Highly Drug-Resistant Cholera Strain Spreading in Yemen Alarms Doctors
Yemen Monitor/ Paris/ Exclusive:
Scientists from the National Reference Center for Cholera Bacteria at the Pasteur Institute, in collaboration with the Mayotte University Hospital in France, have revealed the spread of a highly drug-resistant strain of cholera that originated in Yemen and has spread to Lebanon and Kenya.
The study was published on December 11, 2024, in the New England Journal of Medicine.
Cholera is an infectious diarrheal disease caused by a particular type of bacteria called Vibrio cholerae. In its most severe form, cholera is one of the deadliest infectious diseases: without treatment, patients can die within hours.

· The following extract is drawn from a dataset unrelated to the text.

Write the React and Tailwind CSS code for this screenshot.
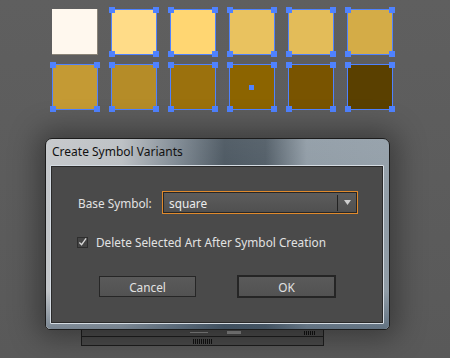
const rows = [
  ['#fff8ee', '#ffdc88', '#ffd672', '#e9c25f', '#e3bc59', '#d4ac47'],
  ['#c49a34', '#b58c28', '#9b710d', '#8c6400', '#795400', '#5a4000'],
];

function Swatch({ color, selected, center }) {
  return (
    <div
      className={`relative w-[46px] h-[46px] ${selected ? 'border border-[#4f82ff]' : 'border-r border-b border-[#8a8478]'}`}
      style={{ backgroundColor: color }}
    >
      {selected && (
        <>
          <span className="absolute -left-[3px] -top-[3px] w-[6px] h-[6px] bg-[#4f82ff]" />
          <span className="absolute -right-[3px] -top-[3px] w-[6px] h-[6px] bg-[#4f82ff]" />
          <span className="absolute -left-[3px] -bottom-[3px] w-[6px] h-[6px] bg-[#4f82ff]" />
          <span className="absolute -right-[3px] -bottom-[3px] w-[6px] h-[6px] bg-[#4f82ff]" />
        </>
      )}
      {center && <span className="absolute left-[19px] top-[20px] w-[5px] h-[5px] bg-[#4f82ff]" />}
    </div>
  );
}

function Dialog() {
  return (
    <div className="relative z-10 ml-[45px] w-[345px] h-[192px] rounded-t-[7px] rounded-b-[5px] border border-[#1c1c1c] shadow-[0_0_28px_8px_rgba(0,0,0,0.35)] bg-[linear-gradient(90deg,#c3c6c9_0%,#b9bdc1_22%,#7b8690_38%,#46525c_52%,#4c5862_64%,#8d99a3_76%,#909ca6_100%)] flex flex-col">
      <div className="absolute inset-0 rounded-[5px] bg-[linear-gradient(180deg,rgba(255,255,255,0.08)_0%,transparent_40%,transparent_80%,rgba(60,80,100,0.55)_100%)]" />
      <div className="relative h-[26px] pl-[6px] pt-[5px] text-[12px] leading-[16px] text-[#111] font-['Noto_Sans',sans-serif]">
        Create Symbol Variants
      </div>
      <div className="relative ml-[4px] w-[334px] h-[159px] border border-[#d4dbe2] rounded-[1px]">
        <div className="h-full border border-[#2a2a2a] bg-[#4a4a4a] text-[11.8px] text-[#e2e2e2] font-['Noto_Sans',sans-serif]">
          <div className="flex items-center mt-[24px] ml-[26px]">
            <span className="w-[84px] leading-[16px]">Base Symbol:</span>
            <div className="w-[196px] h-[23px] border border-[#e08a2c]">
              <div className="h-full border border-[#262626] bg-[linear-gradient(180deg,#5c5c5c,#505050)] flex items-center">
                <span className="flex-1 pl-[5px] leading-[16px] text-[#ececec]">square</span>
                <span className="w-px h-[16px] bg-[#222]" />
                <span className="w-[18px] flex justify-center">
                  <svg width="7" height="5" viewBox="0 0 7 5"><path d="M0 0h7L3.5 5z" fill="#cfcfcf" /></svg>
                </span>
              </div>
            </div>
          </div>
          <div className="flex items-center mt-[20px] ml-[25px]">
            <div className="w-[11px] h-[11px] border border-[#2e2e2e] bg-[#444] flex items-center justify-center">
              <svg width="10" height="10" viewBox="0 0 10 10"><path d="M1.5 5.5L4 8L9 1" stroke="#d8d8d8" strokeWidth="1.5" fill="none" /></svg>
            </div>
            <span className="ml-[8px] leading-[16px]">Delete Selected Art After Symbol Creation</span>
          </div>
          <div className="flex items-start mt-[25px] ml-[47px]">
            <div className="mt-[1px] w-[97px] h-[21px] border border-[#262626] bg-[linear-gradient(180deg,#5a5a5a,#525252)] flex items-center justify-center leading-[16px]">
              Cancel
            </div>
            <div className="ml-[41px] w-[99px] h-[23px] border-2 border-[#252525] bg-[linear-gradient(180deg,#5a5a5a,#525252)] flex items-center justify-center leading-[16px]">
              OK
            </div>
          </div>
        </div>
      </div>
    </div>
  );
}

export default function App() {
  return (
    <div className="w-[450px] h-[358px] overflow-hidden bg-[linear-gradient(180deg,#5f5f5f,#595959)] font-['Noto_Sans',sans-serif]">
      <div className="pt-[9px] pl-[52px] flex flex-col gap-[9px]">
        {rows.map((row, r) => (
          <div key={r} className="flex gap-[13px]">
            {row.map((c, i) => (
              <Swatch key={i} color={c} selected={!(r === 0 && i === 0)} center={r === 1 && i === 3} />
            ))}
          </div>
        ))}
      </div>
      <div className="mt-[28px]">
        <Dialog />
      </div>
      <div className="relative -mt-[10px] ml-[81px] w-[243px] h-[26px] border border-[#1e1e1e] bg-[#4a4a4a] flex flex-col">
        <div className="h-[16px] border-b border-[#1e1e1e] relative">
          <span className="absolute left-[108px] top-[11px] w-[18px] h-px bg-[#8a8a8a]" />
          <span className="absolute left-[145px] top-[10px] w-[14px] h-[3px] bg-[#8a8a8a]" />
          <span className="absolute left-[222px] top-[10px] w-[12px] h-[4px] bg-[repeating-linear-gradient(90deg,#111_0_1px,transparent_1px_2px)]" />
        </div>
        <div className="flex-1 relative">
          <span className="absolute left-[111px] top-[2px] w-[20px] h-[5px] bg-[repeating-linear-gradient(90deg,#111_0_1px,transparent_1px_2px)]" />
        </div>
      </div>
    </div>
  );
}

Treatment primarily involves replacing lost fluids and electrolytes, but antibiotics are also used in addition to treating dehydration. They are essential to reduce the duration of infection and break the chains of transmission as quickly as possible.
A strain resistant to ten antibiotics – including azithromycin and ciprofloxacin, two of the three recommended for treating cholera – was first identified in Yemen during the 2018-2019 cholera outbreak.
Scientists have now been able to track the spread of this strain by studying bacterial genomes. After Yemen, it was identified again in Lebanon in 2022, then in Kenya in 2023, and finally in Tanzania and the Comoros – including Mayotte, a French department off the southeastern coast of Africa – in 2024. Between March and July 2024, the island of Mayotte was affected by an outbreak of 221 cases caused by this highly drug-resistant strain.
Approximately 175,000 cases of acute watery diarrhea and cholera were reported between the beginning of the year and August 2024, with more than 172,023 cases of acute watery diarrhea and suspected cholera cases in Yemen, with 668 associated deaths, according to a UNICEF statement. On average, more than 1,500 cases have been reported daily in recent weeks. While the number of cases is much lower than the previous outbreak between 2016 and 2021 when more than 2.5 million suspected cases and 4,000 deaths were reported, there are fears that the situation will deteriorate during the current rainy season in the country.